§ Data for processing

◆ ◆ ◆ ◆ ◆

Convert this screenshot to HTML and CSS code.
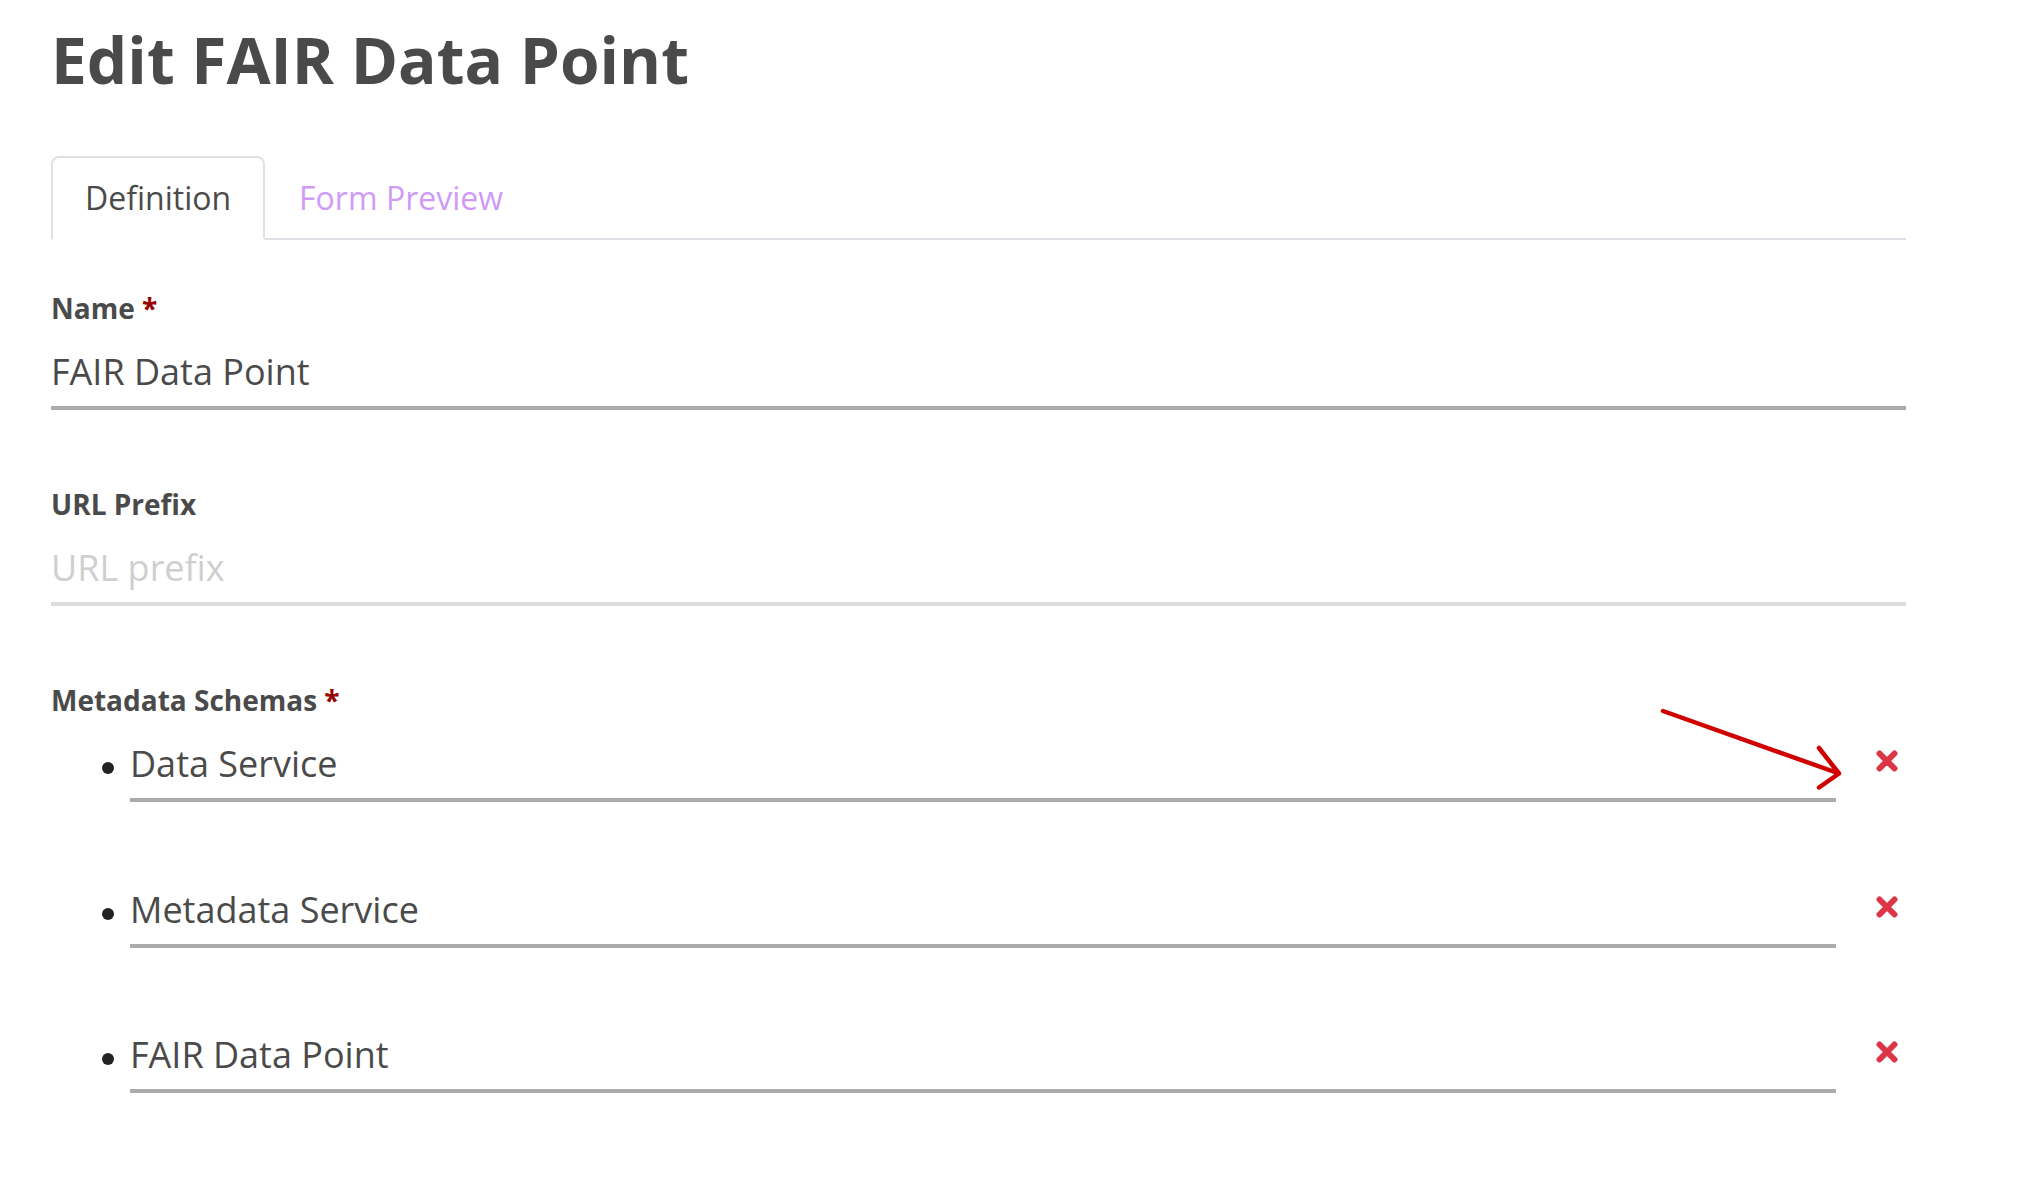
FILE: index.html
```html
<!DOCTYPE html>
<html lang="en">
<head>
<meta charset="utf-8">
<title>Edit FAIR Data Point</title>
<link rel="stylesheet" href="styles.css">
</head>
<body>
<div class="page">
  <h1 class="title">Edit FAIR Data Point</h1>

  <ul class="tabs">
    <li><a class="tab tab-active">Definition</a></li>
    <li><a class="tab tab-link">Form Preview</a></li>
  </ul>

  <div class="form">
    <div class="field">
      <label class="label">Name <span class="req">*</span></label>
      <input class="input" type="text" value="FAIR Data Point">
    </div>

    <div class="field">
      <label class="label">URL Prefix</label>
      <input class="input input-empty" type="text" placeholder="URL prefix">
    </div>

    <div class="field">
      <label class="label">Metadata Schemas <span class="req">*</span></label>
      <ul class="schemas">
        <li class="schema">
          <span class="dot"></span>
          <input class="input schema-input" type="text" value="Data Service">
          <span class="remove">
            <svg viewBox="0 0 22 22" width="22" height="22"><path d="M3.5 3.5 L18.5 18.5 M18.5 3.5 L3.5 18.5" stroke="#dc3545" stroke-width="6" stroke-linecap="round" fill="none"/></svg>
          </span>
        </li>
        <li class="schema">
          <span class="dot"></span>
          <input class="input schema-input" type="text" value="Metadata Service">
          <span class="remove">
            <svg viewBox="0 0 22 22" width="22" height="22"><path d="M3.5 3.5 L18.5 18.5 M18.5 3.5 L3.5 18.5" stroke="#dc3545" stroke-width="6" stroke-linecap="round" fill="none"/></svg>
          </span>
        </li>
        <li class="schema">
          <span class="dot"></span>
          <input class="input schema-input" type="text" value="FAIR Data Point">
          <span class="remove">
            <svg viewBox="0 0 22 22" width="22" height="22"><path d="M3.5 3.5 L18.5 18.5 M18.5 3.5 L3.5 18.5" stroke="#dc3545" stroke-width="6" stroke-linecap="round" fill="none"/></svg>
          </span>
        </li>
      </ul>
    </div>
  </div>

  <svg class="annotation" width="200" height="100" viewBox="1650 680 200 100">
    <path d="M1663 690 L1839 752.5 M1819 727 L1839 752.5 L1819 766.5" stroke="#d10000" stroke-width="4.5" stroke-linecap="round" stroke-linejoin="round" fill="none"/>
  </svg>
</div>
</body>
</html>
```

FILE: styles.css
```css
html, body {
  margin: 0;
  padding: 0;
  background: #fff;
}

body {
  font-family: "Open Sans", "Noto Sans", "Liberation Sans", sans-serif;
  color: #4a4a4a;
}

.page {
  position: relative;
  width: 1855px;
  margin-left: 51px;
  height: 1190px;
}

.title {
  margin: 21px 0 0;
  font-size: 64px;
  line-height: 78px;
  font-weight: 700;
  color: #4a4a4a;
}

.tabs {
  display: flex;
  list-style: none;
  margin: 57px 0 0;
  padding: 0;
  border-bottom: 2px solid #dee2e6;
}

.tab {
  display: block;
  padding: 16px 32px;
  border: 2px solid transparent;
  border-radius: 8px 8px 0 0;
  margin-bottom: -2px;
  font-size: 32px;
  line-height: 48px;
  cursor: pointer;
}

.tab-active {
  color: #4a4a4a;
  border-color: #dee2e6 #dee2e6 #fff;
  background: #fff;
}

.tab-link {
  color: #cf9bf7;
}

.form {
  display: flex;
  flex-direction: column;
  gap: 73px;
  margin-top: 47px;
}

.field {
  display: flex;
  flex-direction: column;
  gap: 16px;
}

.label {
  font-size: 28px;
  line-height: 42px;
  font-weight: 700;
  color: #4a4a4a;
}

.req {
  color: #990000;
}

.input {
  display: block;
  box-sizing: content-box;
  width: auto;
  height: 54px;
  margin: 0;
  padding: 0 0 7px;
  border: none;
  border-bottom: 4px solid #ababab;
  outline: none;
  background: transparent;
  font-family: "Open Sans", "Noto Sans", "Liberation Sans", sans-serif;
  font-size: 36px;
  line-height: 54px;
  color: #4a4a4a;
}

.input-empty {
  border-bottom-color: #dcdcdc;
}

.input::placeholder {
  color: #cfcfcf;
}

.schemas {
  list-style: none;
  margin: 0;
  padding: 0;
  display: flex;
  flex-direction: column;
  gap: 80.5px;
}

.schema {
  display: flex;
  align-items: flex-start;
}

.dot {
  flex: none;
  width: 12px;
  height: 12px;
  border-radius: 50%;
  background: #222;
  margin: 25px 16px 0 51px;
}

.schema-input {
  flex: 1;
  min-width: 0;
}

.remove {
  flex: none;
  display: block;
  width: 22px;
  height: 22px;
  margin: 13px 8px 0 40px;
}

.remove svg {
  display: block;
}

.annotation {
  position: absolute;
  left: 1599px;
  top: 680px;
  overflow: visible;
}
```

◆ ◆ ◆ ◆ ◆

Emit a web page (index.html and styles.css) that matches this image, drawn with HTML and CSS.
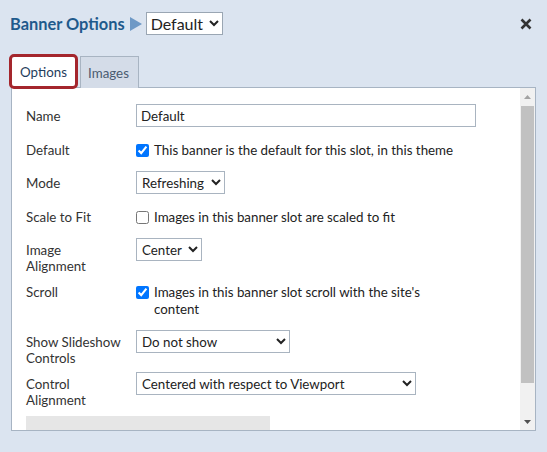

◆ ◆ ◆ ◆ ◆

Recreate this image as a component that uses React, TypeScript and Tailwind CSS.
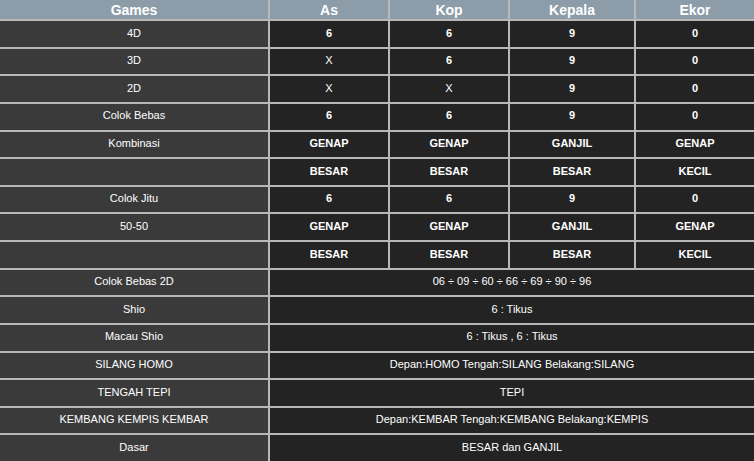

◆ ◆ ◆ ◆ ◆

Say how many lines of the listing above contain "that", with no other words.

§ Reply to the exercise
2